-- Data for processing start --
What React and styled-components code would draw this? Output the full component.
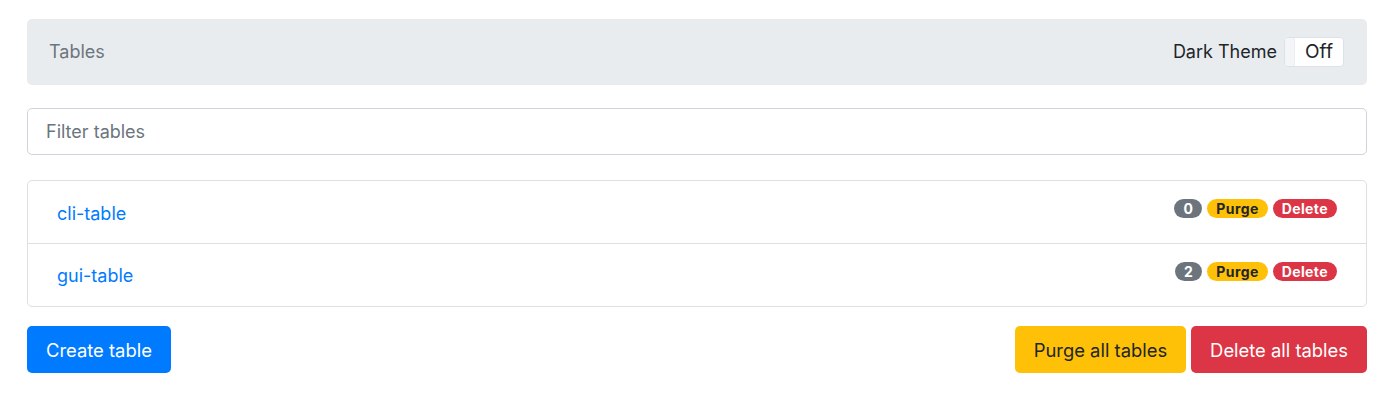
import React from "react";
import styled, { createGlobalStyle } from "styled-components";

const GlobalStyle = createGlobalStyle`
  body {
    margin: 0;
    background: #fff;
    font-family: Inter, "Liberation Sans", sans-serif;
    color: #212529;
  }
`;

const Page = styled.div`
  width: 1340px;
  margin-left: 27px;
  padding-top: 19px;
  display: flex;
  flex-direction: column;
`;

const Crumbs = styled.nav`
  display: flex;
  align-items: center;
  justify-content: space-between;
  height: 66px;
  padding: 0 23px 0 22px;
  background: #e9ecef;
  border-radius: 5px;
  box-sizing: border-box;
`;

const CrumbActive = styled.span`
  font-size: 18px;
  color: #6c757d;
  margin-top: -2px;
`;

const ThemeControl = styled.div`
  display: flex;
  align-items: center;
  gap: 7px;
  font-size: 18px;
  margin-top: -2px;
`;

const Toggle = styled.button`
  display: flex;
  align-items: center;
  height: 30px;
  width: 60px;
  padding: 0;
  background: #fff;
  border: 1px solid #dee2e6;
  border-radius: 4px;
  font-family: inherit;
  font-size: 19px;
  color: #212529;
  overflow: hidden;
  margin-top: 2px;
`;

const Handle = styled.span`
  width: 9px;
  align-self: stretch;
  background: #f4f5f6;
  border-right: 1px solid #eceef0;
`;

const ToggleLabel = styled.span`
  flex: 1;
  text-align: center;
  margin-top: -2px;
`;

const Filter = styled.input`
  margin-top: 23px;
  height: 47px;
  box-sizing: border-box;
  padding: 0 18px;
  border: 1px solid #ced4da;
  border-radius: 5px;
  font-family: inherit;
  font-size: 18px;
  color: #495057;
  outline: none;

  &::placeholder {
    color: #6c757d;
  }
`;

const List = styled.ul`
  list-style: none;
  margin: 25px 0 0;
  padding: 0;
  border: 1px solid #dfdfdf;
  border-radius: 5px;
`;

const Item = styled.li`
  display: flex;
  align-items: center;
  justify-content: space-between;
  height: 62px;
  padding: 0 29px 0 29px;
  border-top: ${p => (p.first ? "none" : "1px solid #dfdfdf")};
`;

const TableLink = styled.a`
  color: #007bff;
  text-decoration: none;
  font-size: 18px;
  margin-top: ${p => (p.first ? "2px" : "0")};
`;

const Badges = styled.div`
  display: flex;
  gap: 5px;
  margin-top: -7px;
`;

const Badge = styled.span`
  display: inline-flex;
  align-items: center;
  justify-content: center;
  height: 19px;
  padding: 0 9px;
  min-width: 7px;
  border-radius: 10px;
  font-size: 14px;
  font-weight: 700;
  letter-spacing: 0.4px;
  background: ${p => p.bg};
  color: ${p => p.fg};
`;

const Actions = styled.div`
  display: flex;
  align-items: center;
  margin-top: 19px;
  gap: 5px;
`;

const Button = styled.button`
  height: 47px;
  padding: 0 19px;
  border: none;
  border-radius: 5px;
  font-family: inherit;
  font-size: 18.4px;
  background: ${p => p.bg};
  color: ${p => p.fg};
  margin-right: ${p => (p.push ? "auto" : "0")};
`;

const tables = [
  { name: "cli-table", count: 0 },
  { name: "gui-table", count: 2 }
];

const App = () => {
  return (
    <React.Fragment>
      <GlobalStyle />
      <Page>
        <Crumbs>
          <CrumbActive>Tables</CrumbActive>
          <ThemeControl>
            <span>Dark Theme</span>
            <Toggle>
              <Handle />
              <ToggleLabel>Off</ToggleLabel>
            </Toggle>
          </ThemeControl>
        </Crumbs>
        <Filter placeholder="Filter tables" />
        <List>
          {tables.map((t, i) => (
            <Item key={t.name} first={i === 0}>
              <TableLink href="#" first={i === 0}>
                {t.name}
              </TableLink>
              <Badges>
                <Badge bg="#6c757d" fg="#fff">
                  {t.count}
                </Badge>
                <Badge bg="#ffc107" fg="#212529">
                  Purge
                </Badge>
                <Badge bg="#dc3545" fg="#fff">
                  Delete
                </Badge>
              </Badges>
            </Item>
          ))}
        </List>
        <Actions>
          <Button bg="#007bff" fg="#fff" push>
            Create table
          </Button>
          <Button bg="#ffc107" fg="#212529">
            Purge all tables
          </Button>
          <Button bg="#dc3545" fg="#fff">
            Delete all tables
          </Button>
        </Actions>
      </Page>
    </React.Fragment>
  );
};

export default App;
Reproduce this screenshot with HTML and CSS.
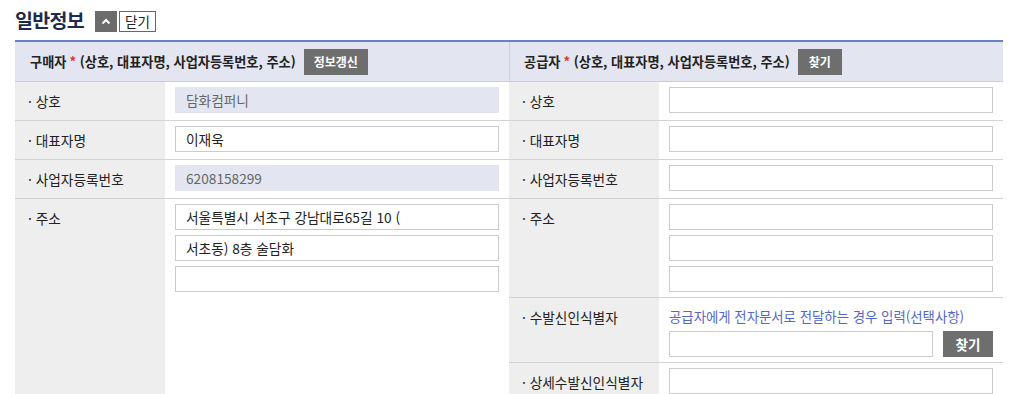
-- Data for processing end --
| What to work on |
Write out every line from the entries where "this" appears.

| Exercise answer |
What React and styled-components code would draw this? Output the full component.
Reproduce this screenshot with HTML and CSS.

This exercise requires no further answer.